STORED DATA:
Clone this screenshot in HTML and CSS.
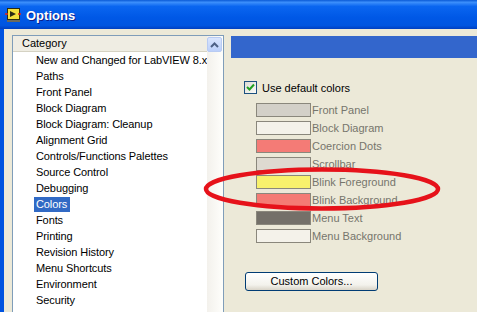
FILE: index.html
```html
<!DOCTYPE HTML>
<html lang="en-US">
<head>
    <title>Options</title>
    <meta charset="UTF-8">
    <link rel="stylesheet" href="styles.css">
</head>
<body>
<div class="window">
    <div class="titlebar">
        <svg class="app-icon" width="16" height="16" viewBox="0 0 16 16">
            <rect x="2.5" y="1.5" width="12" height="11" fill="#f3df3c" stroke="#2b2a14"/>
            <path d="M5 4 L11 7 L5 10 Z" fill="#2b2a14"/>
            <path d="M0 7 H3 M13 7 H16" stroke="#e0241c" stroke-width="1.5"/>
            <rect x="2" y="13" width="13" height="2" fill="#6b6a5c"/>
        </svg>
        <span class="title">Options</span>
    </div>
    <div class="frame">
        <div class="category">
            <div class="list">
                <div class="list-head">Category</div>
                <ul class="items">
                    <li>New and Changed for LabVIEW 8.x</li>
                    <li>Paths</li>
                    <li>Front Panel</li>
                    <li>Block Diagram</li>
                    <li>Block Diagram: Cleanup</li>
                    <li>Alignment Grid</li>
                    <li>Controls/Functions Palettes</li>
                    <li>Source Control</li>
                    <li>Debugging</li>
                    <li><span class="selected">Colors</span></li>
                    <li>Fonts</li>
                    <li>Printing</li>
                    <li>Revision History</li>
                    <li>Menu Shortcuts</li>
                    <li>Environment</li>
                    <li>Security</li>
                    <li>Shared Variable Engine</li>
                </ul>
            </div>
            <div class="scrollbar">
                <div class="scroll-up">
                    <svg width="9" height="6" viewBox="0 0 9 6">
                        <path d="M1 5 L4.5 1.5 L8 5" fill="none" stroke="#4d6185" stroke-width="2"/>
                    </svg>
                </div>
            </div>
        </div>
        <div class="panel">
            <div class="panel-head"></div>
            <div class="check">
                <span class="box">
                    <svg width="11" height="11" viewBox="0 0 11 11">
                        <path d="M2 5 L4.5 7.5 L9 2.5" fill="none" stroke="#21a121" stroke-width="2"/>
                    </svg>
                </span>
                <span>Use default colors</span>
            </div>
            <div class="swatches">
                <div class="swatch-row"><span class="swatch sw-front"></span>Front Panel</div>
                <div class="swatch-row"><span class="swatch sw-block"></span>Block Diagram</div>
                <div class="swatch-row"><span class="swatch sw-coercion"></span>Coercion Dots</div>
                <div class="swatch-row"><span class="swatch sw-scroll"></span>Scrollbar</div>
                <div class="swatch-row"><span class="swatch sw-blink-fg"></span>Blink Foreground</div>
                <div class="swatch-row"><span class="swatch sw-blink-bg"></span>Blink Background</div>
                <div class="swatch-row"><span class="swatch sw-menu-text"></span>Menu Text</div>
                <div class="swatch-row"><span class="swatch sw-menu-bg"></span>Menu Background</div>
            </div>
            <div class="button">Custom Colors...</div>
        </div>
    </div>
    <svg class="circle-mark" width="477" height="312" viewBox="0 0 477 312">
        <ellipse cx="322" cy="189" rx="116" ry="19.5" fill="none" stroke="#e6121a" stroke-width="4.5"/>
    </svg>
</div>
</body>
</html>
```

FILE: styles.css
```css
* {
    box-sizing: border-box;
}

html, body {
    margin: 0;
    padding: 0;
    width: 477px;
    height: 312px;
    overflow: hidden;
    font-family: "Liberation Sans", Arial, sans-serif;
    font-size: 11px;
}

.window {
    position: relative;
    width: 477px;
    height: 312px;
    background: #ece9d8;
}

.titlebar {
    height: 29px;
    display: flex;
    align-items: center;
    gap: 5px;
    padding: 1px 0 0 5px;
    background: linear-gradient(#0a5ad6 0, #3c8ffb 8%, #0a66f0 22%, #0058e6 60%, #0055e0 88%, #003fc0 100%);
}

.app-icon {
    display: block;
}

.title {
    color: #fff;
    font-weight: bold;
    font-size: 13px;
    text-shadow: 1px 1px 0 #0a1e8c;
}

.frame {
    display: flex;
    align-items: flex-start;
    height: 283px;
    padding: 6px 0 0 8px;
    border-left: 4px solid #0053e0;
}

.category {
    display: flex;
    width: 212px;
    height: 300px;
    border: 1px solid #7f9db9;
    background: #fff;
}

.list {
    width: 194px;
    overflow: hidden;
}

.list-head {
    height: 16px;
    line-height: 15px;
    padding-left: 9px;
    background: #efede3;
    border-bottom: 1px solid #d5d2c3;
}

.items {
    list-style: none;
    margin: 0;
    padding: 0;
}

.items li {
    height: 16px;
    line-height: 16px;
    padding-left: 23px;
    white-space: nowrap;
    letter-spacing: -0.1px;
}

.selected {
    display: inline-block;
    height: 15px;
    line-height: 15px;
    margin-left: -2px;
    padding: 0 3px 0 2px;
    background: #316ac5;
    color: #fff;
}

.scrollbar {
    width: 16px;
    background: linear-gradient(90deg, #f3f1ec, #fefefb);
    padding: 1px 1px 0 0;
}

.scroll-up {
    height: 15px;
    display: flex;
    align-items: center;
    justify-content: center;
    border: 1px solid #b8cbf3;
    border-radius: 2px;
    background: linear-gradient(#d9e5fd, #bcd0fa);
}

.scroll-up svg {
    display: block;
}

.panel {
    flex: 1;
    margin: 1px 0 0 7px;
}

.panel-head {
    height: 22px;
    background: #3366cc;
}

.check {
    display: flex;
    align-items: center;
    gap: 5px;
    height: 13px;
    margin: 23px 0 0 13px;
}

.box {
    width: 13px;
    height: 13px;
    display: flex;
    align-items: center;
    justify-content: center;
    border: 1px solid #1c5180;
    background: linear-gradient(135deg, #dcdcd5, #fbfbf8);
}

.box svg {
    display: block;
}

.swatches {
    display: flex;
    flex-direction: column;
    gap: 4px;
    margin: 9px 0 0 25px;
}

.swatch-row {
    display: flex;
    align-items: center;
    height: 14px;
    color: #76756c;
}

.swatch {
    width: 55px;
    height: 14px;
    margin-right: 1px;
    border: 1px solid #8a877c;
}

.sw-front {
    background: #d3d0c8;
}

.sw-block {
    background: #f4f2ea;
}

.sw-coercion {
    background: #f47b76;
}

.sw-scroll {
    background: #dedad1;
}

.sw-blink-fg {
    background: #f8f16c;
}

.sw-blink-bg {
    background: #f47b74;
}

.sw-menu-text {
    background: #747069;
}

.sw-menu-bg {
    background: #f4f2ea;
}

.button {
    width: 133px;
    height: 19px;
    line-height: 17px;
    margin: 29px 0 0 14px;
    text-align: center;
    border: 1px solid #003c74;
    border-radius: 3px;
    background: linear-gradient(#ffffff, #f3f2ec 70%, #d9d4c8);
}

.circle-mark {
    position: absolute;
    left: 0;
    top: 0;
    pointer-events: none;
}
```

WORK REQUIRED: Quote the data exactly, leaving every image out of the copy.

TASK OUTPUT:
Clone this screenshot in HTML and CSS.
FILE: index.html
```html
<!DOCTYPE HTML>
<html lang="en-US">
<head>
    <title>Options</title>
    <meta charset="UTF-8">
    <link rel="stylesheet" href="styles.css">
</head>
<body>
<div class="window">
    <div class="titlebar">
        <svg class="app-icon" width="16" height="16" viewBox="0 0 16 16">
            <rect x="2.5" y="1.5" width="12" height="11" fill="#f3df3c" stroke="#2b2a14"/>
            <path d="M5 4 L11 7 L5 10 Z" fill="#2b2a14"/>
            <path d="M0 7 H3 M13 7 H16" stroke="#e0241c" stroke-width="1.5"/>
            <rect x="2" y="13" width="13" height="2" fill="#6b6a5c"/>
        </svg>
        <span class="title">Options</span>
    </div>
    <div class="frame">
        <div class="category">
            <div class="list">
                <div class="list-head">Category</div>
                <ul class="items">
                    <li>New and Changed for LabVIEW 8.x</li>
                    <li>Paths</li>
                    <li>Front Panel</li>
                    <li>Block Diagram</li>
                    <li>Block Diagram: Cleanup</li>
                    <li>Alignment Grid</li>
                    <li>Controls/Functions Palettes</li>
                    <li>Source Control</li>
                    <li>Debugging</li>
                    <li><span class="selected">Colors</span></li>
                    <li>Fonts</li>
                    <li>Printing</li>
                    <li>Revision History</li>
                    <li>Menu Shortcuts</li>
                    <li>Environment</li>
                    <li>Security</li>
                    <li>Shared Variable Engine</li>
                </ul>
            </div>
            <div class="scrollbar">
                <div class="scroll-up">
                    <svg width="9" height="6" viewBox="0 0 9 6">
                        <path d="M1 5 L4.5 1.5 L8 5" fill="none" stroke="#4d6185" stroke-width="2"/>
                    </svg>
                </div>
            </div>
        </div>
        <div class="panel">
            <div class="panel-head"></div>
            <div class="check">
                <span class="box">
                    <svg width="11" height="11" viewBox="0 0 11 11">
                        <path d="M2 5 L4.5 7.5 L9 2.5" fill="none" stroke="#21a121" stroke-width="2"/>
                    </svg>
                </span>
                <span>Use default colors</span>
            </div>
            <div class="swatches">
                <div class="swatch-row"><span class="swatch sw-front"></span>Front Panel</div>
                <div class="swatch-row"><span class="swatch sw-block"></span>Block Diagram</div>
                <div class="swatch-row"><span class="swatch sw-coercion"></span>Coercion Dots</div>
                <div class="swatch-row"><span class="swatch sw-scroll"></span>Scrollbar</div>
                <div class="swatch-row"><span class="swatch sw-blink-fg"></span>Blink Foreground</div>
                <div class="swatch-row"><span class="swatch sw-blink-bg"></span>Blink Background</div>
                <div class="swatch-row"><span class="swatch sw-menu-text"></span>Menu Text</div>
                <div class="swatch-row"><span class="swatch sw-menu-bg"></span>Menu Background</div>
            </div>
            <div class="button">Custom Colors...</div>
        </div>
    </div>
    <svg class="circle-mark" width="477" height="312" viewBox="0 0 477 312">
        <ellipse cx="322" cy="189" rx="116" ry="19.5" fill="none" stroke="#e6121a" stroke-width="4.5"/>
    </svg>
</div>
</body>
</html>
```

FILE: styles.css
```css
* {
    box-sizing: border-box;
}

html, body {
    margin: 0;
    padding: 0;
    width: 477px;
    height: 312px;
    overflow: hidden;
    font-family: "Liberation Sans", Arial, sans-serif;
    font-size: 11px;
}

.window {
    position: relative;
    width: 477px;
    height: 312px;
    background: #ece9d8;
}

.titlebar {
    height: 29px;
    display: flex;
    align-items: center;
    gap: 5px;
    padding: 1px 0 0 5px;
    background: linear-gradient(#0a5ad6 0, #3c8ffb 8%, #0a66f0 22%, #0058e6 60%, #0055e0 88%, #003fc0 100%);
}

.app-icon {
    display: block;
}

.title {
    color: #fff;
    font-weight: bold;
    font-size: 13px;
    text-shadow: 1px 1px 0 #0a1e8c;
}

.frame {
    display: flex;
    align-items: flex-start;
    height: 283px;
    padding: 6px 0 0 8px;
    border-left: 4px solid #0053e0;
}

.category {
    display: flex;
    width: 212px;
    height: 300px;
    border: 1px solid #7f9db9;
    background: #fff;
}

.list {
    width: 194px;
    overflow: hidden;
}

.list-head {
    height: 16px;
    line-height: 15px;
    padding-left: 9px;
    background: #efede3;
    border-bottom: 1px solid #d5d2c3;
}

.items {
    list-style: none;
    margin: 0;
    padding: 0;
}

.items li {
    height: 16px;
    line-height: 16px;
    padding-left: 23px;
    white-space: nowrap;
    letter-spacing: -0.1px;
}

.selected {
    display: inline-block;
    height: 15px;
    line-height: 15px;
    margin-left: -2px;
    padding: 0 3px 0 2px;
    background: #316ac5;
    color: #fff;
}

.scrollbar {
    width: 16px;
    background: linear-gradient(90deg, #f3f1ec, #fefefb);
    padding: 1px 1px 0 0;
}

.scroll-up {
    height: 15px;
    display: flex;
    align-items: center;
    justify-content: center;
    border: 1px solid #b8cbf3;
    border-radius: 2px;
    background: linear-gradient(#d9e5fd, #bcd0fa);
}

.scroll-up svg {
    display: block;
}

.panel {
    flex: 1;
    margin: 1px 0 0 7px;
}

.panel-head {
    height: 22px;
    background: #3366cc;
}

.check {
    display: flex;
    align-items: center;
    gap: 5px;
    height: 13px;
    margin: 23px 0 0 13px;
}

.box {
    width: 13px;
    height: 13px;
    display: flex;
    align-items: center;
    justify-content: center;
    border: 1px solid #1c5180;
    background: linear-gradient(135deg, #dcdcd5, #fbfbf8);
}

.box svg {
    display: block;
}

.swatches {
    display: flex;
    flex-direction: column;
    gap: 4px;
    margin: 9px 0 0 25px;
}

.swatch-row {
    display: flex;
    align-items: center;
    height: 14px;
    color: #76756c;
}

.swatch {
    width: 55px;
    height: 14px;
    margin-right: 1px;
    border: 1px solid #8a877c;
}

.sw-front {
    background: #d3d0c8;
}

.sw-block {
    background: #f4f2ea;
}

.sw-coercion {
    background: #f47b76;
}

.sw-scroll {
    background: #dedad1;
}

.sw-blink-fg {
    background: #f8f16c;
}

.sw-blink-bg {
    background: #f47b74;
}

.sw-menu-text {
    background: #747069;
}

.sw-menu-bg {
    background: #f4f2ea;
}

.button {
    width: 133px;
    height: 19px;
    line-height: 17px;
    margin: 29px 0 0 14px;
    text-align: center;
    border: 1px solid #003c74;
    border-radius: 3px;
    background: linear-gradient(#ffffff, #f3f2ec 70%, #d9d4c8);
}

.circle-mark {
    position: absolute;
    left: 0;
    top: 0;
    pointer-events: none;
}
```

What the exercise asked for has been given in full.